We might as well assume that we draw a maximal collection of walls: if there's another wall we can draw that will still leave the maze connected, then we should draw that wall, and that can only increase the length of the maximal path.
In that case, the maze contains no cycles: the only kind of path that starts at a location $X$ and comes back to $X$ is a path that retraces every step it takes.
In particular, a path that starts at the center, visits every location, and returns to the center must make every possible move twice. If we go from location $X$ to an adjacent location $Y$, then we enter a fragment of the maze which we can only leave by returning from $Y$ back to $X$.
If the grid is $n \times n$, there are $n^2$ cells, so $n^2-1$ pairs of adjacent cells without a wall between them, and so we need $2n^2-2$ moves to do this. This number of moves is always possible: just double every edge, then take an Eulerian tour.

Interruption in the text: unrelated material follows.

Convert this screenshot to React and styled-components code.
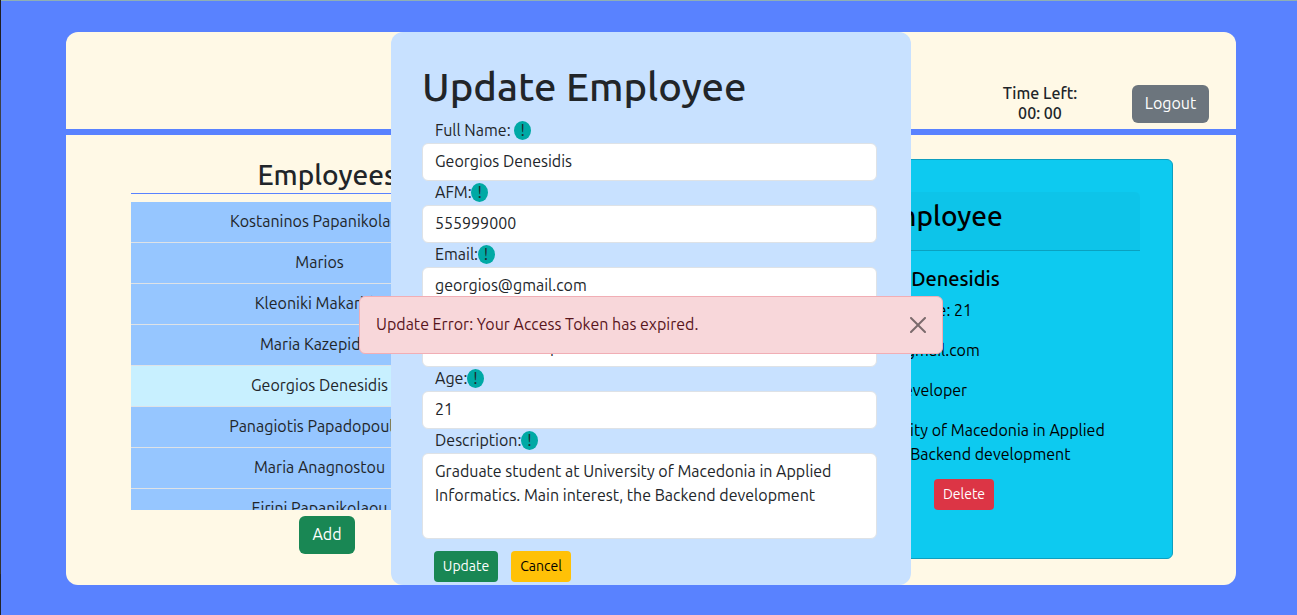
import React from 'react';
import styled, { createGlobalStyle, css } from 'styled-components';

const GlobalStyle = createGlobalStyle`
  *, *::before, *::after { box-sizing: border-box; }
  body {
    margin: 0;
    background: #5982ff;
    color: #212529;
    font: 400 16px/24px Ubuntu, "Noto Sans", sans-serif;
    overflow: hidden;
  }
  h1, h2, h3, p { margin: 0; font-weight: 400; }
  button, input, textarea { font: inherit; letter-spacing: inherit; }
`;

const Text = styled.span`
  white-space: nowrap;
`;

const Page = styled.div`
  height: 615px;
  padding: 32px 61px 0 66px;
  background:
    linear-gradient(#8fafb5, #8fafb5) 1px 0 / 100% 1px no-repeat,
    linear-gradient(#1e1e24 80px, #3c4048 80px 300px, #33332f 300px 574px, #22242a 574px) 0 0 / 1px 100% no-repeat,
    #5982ff;
`;

const Frame = styled.div`
  position: relative;
  height: 553px;
  display: flex;
  flex-direction: column;
  background: #fff9e6;
  border-radius: 12px;
`;

const Header = styled.header`
  height: 103px;
  border-bottom: 6px solid #5982ff;
  padding: 51px 27px 0 0;
  display: flex;
  justify-content: flex-end;
  align-items: flex-start;
  gap: 54px;
`;

const Timer = styled.div`
  text-align: center;
  line-height: 20px;
  font-weight: 500;
  width: 76px;
`;

const Button = styled.button`
  height: ${({ $small }) => ($small ? 31 : 38)}px;
  width: ${({ $w }) => $w}px;
  padding: 0 0 ${({ $small }) => ($small ? 1 : 2)}px;
  border: 0;
  border-radius: ${({ $small }) => ($small ? 4 : 6)}px;
  background: ${({ $bg }) => $bg};
  color: ${({ $fg = '#fff' }) => $fg};
  ${({ $small }) => $small && css`
    font-size: 14px;
    line-height: 21px;
  `}
`;

const LogoutButton = styled(Button)`
  margin-top: 2px;
`;

const Body = styled.main`
  flex: 1;
  display: flex;
  gap: 65px;
  padding: 24px 63px 0 65px;
`;

const ListColumn = styled.section`
  width: 392px;
  display: flex;
  flex-direction: column;
  align-items: center;
`;

const ListTitle = styled.h3`
  width: 100%;
  height: 35px;
  margin-bottom: 8px;
  border-bottom: 1px solid #5982ff;
  font-size: 28px;
  font-weight: 500;
  line-height: 31px;
  text-align: center;
`;

const List = styled.ul`
  width: 100%;
  height: 308px;
  margin: 0 0 6px;
  padding: 0 15px 0 0;
  list-style: none;
  overflow: hidden;
`;

const ListItem = styled.li`
  height: 41px;
  padding-top: 7px;
  text-align: center;
  background: ${({ $active }) => ($active ? '#c8f0ff' : '#96c6ff')};
  border-bottom: 1px solid #dee2e6;
`;

const Card = styled.section`
  flex: 1;
  height: 400px;
  padding: 32px;
  background: #0dcaf0;
  border: 1px solid #0d9fbf;
  border-radius: 6px;
  color: #000;
  text-align: center;
`;

const CardHeader = styled.div`
  height: 59px;
  padding-top: 8px;
  background: rgba(33, 37, 41, 0.03);
  border-bottom: 1px solid rgba(0, 0, 0, 0.176);
  border-radius: 5px 5px 0 0;
  font-size: 28px;
  font-weight: 500;
  line-height: 31px;
`;

const CardBody = styled.div`
  padding-top: 16px;
  h2 { font-size: 20px; font-weight: 500; margin-bottom: 7px; }
  p { margin-bottom: 16px; }
`;

const CardActions = styled.div`
  display: flex;
  justify-content: space-between;
  width: 227px;
  margin: -3px auto 0;
`;

const Modal = styled.section`
  position: absolute;
  left: 325px;
  top: 0;
  width: 520px;
  height: 553px;
  padding: 31px 34px 0 31px;
  border-radius: 12px;
  background: #c8e1ff;
`;

const ModalTitle = styled.h1`
  height: 56px;
  font-size: 40px;
  font-weight: 500;
  line-height: 48px;
`;

const Label = styled.label`
  display: flex;
  height: 24px;
  padding-left: 13px;
  gap: ${({ $gap = 0 }) => $gap}px;
  line-height: 22px;
`;

const Hint = styled.span`
  width: 17px;
  height: 19px;
  margin: 2px 0 0 -0.5px;
  border-radius: 50%;
  background: #00a9a5;
  text-align: center;
  line-height: 18px;
`;

const fieldStyle = css`
  display: block;
  width: 455px;
  padding: 5px 12px;
  border: 1px solid #dee2e6;
  border-radius: 6px;
  background: #fff;
  color: #212529;
`;

const Input = styled.input`
  ${fieldStyle}
  height: 38px;
  padding-bottom: 7px;
`;

const Area = styled.textarea`
  ${fieldStyle}
  height: 86px;
  resize: none;
  overflow: hidden;
`;

const FormActions = styled.div`
  display: flex;
  gap: 13px;
  padding: 12px 0 0 12px;
`;

const Alert = styled.div`
  position: absolute;
  left: 293px;
  top: 264px;
  width: 584px;
  height: 58px;
  display: flex;
  align-items: center;
  justify-content: space-between;
  padding: 0 16px 2px;
  border: 1px solid #f1aeb5;
  border-radius: 6px;
  background: #f8d7da;
  color: #58151c;
  svg { display: block; margin-top: 2px; }
`;

const employees = [
  'Kostaninos Papanikolaou',
  'Marios',
  'Kleoniki Makaridis',
  'Maria Kazepidou',
  'Georgios Denesidis',
  'Panagiotis Papadopoulos',
  'Maria Anagnostou',
  'Eirini Papanikolaou',
];

const fields = [
  { label: 'Full Name:', value: 'Georgios Denesidis', gap: 4 },
  { label: 'AFM:', value: '555999000' },
  { label: 'Email:', value: 'georgios@gmail.com' },
  { label: 'Position:', value: 'Backend Developer' },
  { label: 'Age:', value: '21' },
];

const description =
  'Graduate student at University of Macedonia in Applied\nInformatics. Main interest, the Backend development';

export default function App() {
  return (
    <Page>
      <GlobalStyle />
      <Frame>
        <Header>
          <Timer>
            <Text>Time Left:</Text>
            <br />
            <Text>00: 00</Text>
          </Timer>
          <LogoutButton $w={77} $bg="#6c757d"><Text>Logout</Text></LogoutButton>
        </Header>
        <Body>
          <ListColumn>
            <ListTitle><Text>Employees</Text></ListTitle>
            <List>
              {employees.map((name) => (
                <ListItem key={name} $active={name === 'Georgios Denesidis'}>
                  <Text>{name}</Text>
                </ListItem>
              ))}
            </List>
            <Button $w={56} $bg="#198754"><Text>Add</Text></Button>
          </ListColumn>
          <Card>
            <CardHeader><Text>Selected Employee</Text></CardHeader>
            <CardBody>
              <h2><Text>Name: Georgios Denesidis</Text></h2>
              <p><Text>AFM: 555999000, Age: 21</Text></p>
              <p><Text>Email: georgios@gmail.com</Text></p>
              <p><Text>Job: Backend Developer</Text></p>
              <p>
                <Text>About: Graduate student at University of Macedonia in Applied</Text>
                <br />
                <Text>Informatics. Main interest, the Backend development</Text>
              </p>
            </CardBody>
            <CardActions>
              <Button $small $w={64} $bg="#198754"><Text>Update</Text></Button>
              <Button $small $w={60} $bg="#dc3545"><Text>Delete</Text></Button>
            </CardActions>
          </Card>
        </Body>
        <Modal>
          <ModalTitle><Text>Update Employee</Text></ModalTitle>
          {fields.map(({ label, value, gap }) => (
            <React.Fragment key={label}>
              <Label $gap={gap}><Text>{label}</Text><Hint>!</Hint></Label>
              <Input defaultValue={value} />
            </React.Fragment>
          ))}
          <Label><Text>Description:</Text><Hint>!</Hint></Label>
          <Area defaultValue={description} />
          <FormActions>
            <Button $small $w={64} $bg="#198754"><Text>Update</Text></Button>
            <Button $small $w={60} $bg="#ffc107" $fg="#000"><Text>Cancel</Text></Button>
          </FormActions>
        </Modal>
        <Alert>
          <Text>Update Error: Your Access Token has expired.</Text>
          <svg width="16" height="16" viewBox="0 0 16 16" opacity="0.5">
            <path fill="#000" d="M.293.293a1 1 0 0 1 1.414 0L8 6.586 14.293.293a1 1 0 1 1 1.414 1.414L9.414 8l6.293 6.293a1 1 0 0 1-1.414 1.414L8 9.414l-6.293 6.293a1 1 0 0 1-1.414-1.414L6.586 8 .293 1.707a1 1 0 0 1 0-1.414z" />
          </svg>
        </Alert>
      </Frame>
    </Page>
  );
}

If a path starts at the center and visits every location, but does not return to the center, then we can follow it up by a path from the final location to the center, and the result must have length at least $2n^2-2$. So the original path must have length at least $2n^2-2-d$, where $d$ is the distance from the center to its final location.

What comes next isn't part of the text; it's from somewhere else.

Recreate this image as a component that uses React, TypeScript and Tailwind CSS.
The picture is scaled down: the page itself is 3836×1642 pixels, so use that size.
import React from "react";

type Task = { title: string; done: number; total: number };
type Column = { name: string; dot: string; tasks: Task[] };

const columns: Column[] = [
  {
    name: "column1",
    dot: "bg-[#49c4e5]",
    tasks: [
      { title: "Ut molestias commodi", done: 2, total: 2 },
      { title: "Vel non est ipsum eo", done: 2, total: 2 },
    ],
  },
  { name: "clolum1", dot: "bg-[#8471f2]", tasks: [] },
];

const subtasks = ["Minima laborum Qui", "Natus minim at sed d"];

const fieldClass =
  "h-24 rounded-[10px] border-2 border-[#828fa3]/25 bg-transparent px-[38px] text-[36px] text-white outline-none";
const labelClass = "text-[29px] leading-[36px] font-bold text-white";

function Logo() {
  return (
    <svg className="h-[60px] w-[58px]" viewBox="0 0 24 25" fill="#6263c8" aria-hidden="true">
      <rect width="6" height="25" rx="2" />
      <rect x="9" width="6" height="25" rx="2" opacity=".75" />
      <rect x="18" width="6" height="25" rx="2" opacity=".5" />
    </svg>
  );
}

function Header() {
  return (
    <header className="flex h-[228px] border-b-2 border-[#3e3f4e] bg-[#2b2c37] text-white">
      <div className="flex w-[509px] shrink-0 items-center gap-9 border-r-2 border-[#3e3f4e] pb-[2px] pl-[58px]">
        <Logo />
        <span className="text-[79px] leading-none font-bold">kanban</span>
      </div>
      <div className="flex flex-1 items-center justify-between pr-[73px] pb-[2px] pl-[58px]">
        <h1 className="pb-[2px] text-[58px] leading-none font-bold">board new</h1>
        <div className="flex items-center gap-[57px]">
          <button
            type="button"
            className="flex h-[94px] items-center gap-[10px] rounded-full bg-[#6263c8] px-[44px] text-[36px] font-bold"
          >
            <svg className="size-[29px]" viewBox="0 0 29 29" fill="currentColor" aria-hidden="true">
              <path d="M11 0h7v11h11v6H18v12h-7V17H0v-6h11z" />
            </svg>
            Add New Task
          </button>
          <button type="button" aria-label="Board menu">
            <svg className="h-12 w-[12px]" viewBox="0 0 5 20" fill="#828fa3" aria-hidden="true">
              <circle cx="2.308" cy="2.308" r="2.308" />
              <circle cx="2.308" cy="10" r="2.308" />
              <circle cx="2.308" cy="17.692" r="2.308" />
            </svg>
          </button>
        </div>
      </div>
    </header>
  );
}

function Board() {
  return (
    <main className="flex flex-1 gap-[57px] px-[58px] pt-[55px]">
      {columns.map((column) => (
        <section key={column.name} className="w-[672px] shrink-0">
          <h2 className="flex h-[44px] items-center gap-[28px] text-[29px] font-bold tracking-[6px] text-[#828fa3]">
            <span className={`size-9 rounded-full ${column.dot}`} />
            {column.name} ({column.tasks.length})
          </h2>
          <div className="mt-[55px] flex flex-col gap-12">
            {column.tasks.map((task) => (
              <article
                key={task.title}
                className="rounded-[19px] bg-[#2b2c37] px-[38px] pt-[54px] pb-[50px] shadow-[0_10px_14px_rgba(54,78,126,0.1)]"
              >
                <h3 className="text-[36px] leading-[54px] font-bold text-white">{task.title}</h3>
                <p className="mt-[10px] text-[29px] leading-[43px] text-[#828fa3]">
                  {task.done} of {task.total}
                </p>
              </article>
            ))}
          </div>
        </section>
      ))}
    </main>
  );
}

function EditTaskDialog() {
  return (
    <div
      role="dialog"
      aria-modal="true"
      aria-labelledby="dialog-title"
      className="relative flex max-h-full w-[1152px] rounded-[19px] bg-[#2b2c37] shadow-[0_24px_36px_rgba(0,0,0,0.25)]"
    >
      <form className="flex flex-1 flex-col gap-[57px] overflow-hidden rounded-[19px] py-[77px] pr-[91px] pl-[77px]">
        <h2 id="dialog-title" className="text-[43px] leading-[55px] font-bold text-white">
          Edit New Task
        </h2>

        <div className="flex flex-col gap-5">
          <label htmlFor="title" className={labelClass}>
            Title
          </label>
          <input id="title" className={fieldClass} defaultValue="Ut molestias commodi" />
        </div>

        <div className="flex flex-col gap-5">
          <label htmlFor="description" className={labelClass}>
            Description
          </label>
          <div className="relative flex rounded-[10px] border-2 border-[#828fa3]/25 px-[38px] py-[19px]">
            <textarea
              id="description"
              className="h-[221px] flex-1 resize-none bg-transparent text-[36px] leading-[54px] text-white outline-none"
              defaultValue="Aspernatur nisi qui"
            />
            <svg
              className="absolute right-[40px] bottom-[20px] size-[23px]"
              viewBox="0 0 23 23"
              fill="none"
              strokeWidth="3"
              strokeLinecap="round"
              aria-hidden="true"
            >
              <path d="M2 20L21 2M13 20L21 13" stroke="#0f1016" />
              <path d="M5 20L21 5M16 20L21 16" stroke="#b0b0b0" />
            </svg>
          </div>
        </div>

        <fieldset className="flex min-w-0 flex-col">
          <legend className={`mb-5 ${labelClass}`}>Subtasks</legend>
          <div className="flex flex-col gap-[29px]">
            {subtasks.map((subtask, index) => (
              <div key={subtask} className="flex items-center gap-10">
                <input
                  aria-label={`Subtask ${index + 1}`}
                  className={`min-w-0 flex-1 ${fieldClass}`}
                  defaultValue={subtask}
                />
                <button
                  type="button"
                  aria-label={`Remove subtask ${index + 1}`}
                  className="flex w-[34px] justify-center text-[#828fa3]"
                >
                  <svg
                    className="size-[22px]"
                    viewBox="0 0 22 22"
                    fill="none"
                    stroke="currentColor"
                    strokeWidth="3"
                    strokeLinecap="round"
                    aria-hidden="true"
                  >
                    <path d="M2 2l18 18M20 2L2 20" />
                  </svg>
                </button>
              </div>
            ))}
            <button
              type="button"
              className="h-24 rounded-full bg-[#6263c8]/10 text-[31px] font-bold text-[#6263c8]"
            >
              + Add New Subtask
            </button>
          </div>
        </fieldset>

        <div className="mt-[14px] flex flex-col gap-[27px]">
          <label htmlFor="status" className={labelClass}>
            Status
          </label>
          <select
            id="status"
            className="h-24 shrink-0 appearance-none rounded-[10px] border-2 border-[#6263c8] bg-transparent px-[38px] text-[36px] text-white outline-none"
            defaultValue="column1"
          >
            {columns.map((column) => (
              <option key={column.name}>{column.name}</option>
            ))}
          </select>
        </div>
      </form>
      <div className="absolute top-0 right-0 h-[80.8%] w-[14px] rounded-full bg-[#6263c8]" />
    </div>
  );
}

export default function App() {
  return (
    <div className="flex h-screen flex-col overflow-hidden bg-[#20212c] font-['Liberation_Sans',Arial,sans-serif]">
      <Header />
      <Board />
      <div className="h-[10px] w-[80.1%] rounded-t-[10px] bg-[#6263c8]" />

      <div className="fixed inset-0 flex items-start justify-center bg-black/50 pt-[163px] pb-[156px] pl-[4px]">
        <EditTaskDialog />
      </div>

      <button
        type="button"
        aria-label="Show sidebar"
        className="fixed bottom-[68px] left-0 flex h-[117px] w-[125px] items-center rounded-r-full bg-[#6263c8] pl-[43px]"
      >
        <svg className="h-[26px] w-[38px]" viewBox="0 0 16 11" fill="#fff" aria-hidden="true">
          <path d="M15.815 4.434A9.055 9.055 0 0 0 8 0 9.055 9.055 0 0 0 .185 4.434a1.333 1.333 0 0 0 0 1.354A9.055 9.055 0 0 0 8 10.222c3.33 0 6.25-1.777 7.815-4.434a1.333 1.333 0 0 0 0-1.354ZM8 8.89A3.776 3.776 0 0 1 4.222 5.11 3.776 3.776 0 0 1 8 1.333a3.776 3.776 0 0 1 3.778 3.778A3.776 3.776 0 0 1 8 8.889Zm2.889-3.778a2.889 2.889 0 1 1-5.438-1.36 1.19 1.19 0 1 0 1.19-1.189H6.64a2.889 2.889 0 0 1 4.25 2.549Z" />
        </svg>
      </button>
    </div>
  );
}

Moreover, we can always find a path that starts at the center, visits every location in $2n^2-2-d$ steps, and ends at a cell $d$ steps away from the center. Just take a path of length $d$ from the center to that cell, and double every edge not on the path. Then the resulting graph has an Eulerian path from the center to that cell of length $2n^2-2-d$.
There is always a cell that's at least $n-1$ steps away from the center: one of the corners. (The distance can only increase when we add walls.) So to make the minimal path as long as possible, make sure every cell is reachable in $n-1$ steps from the center; then there will be no path shorter than $2n^2-n-1$.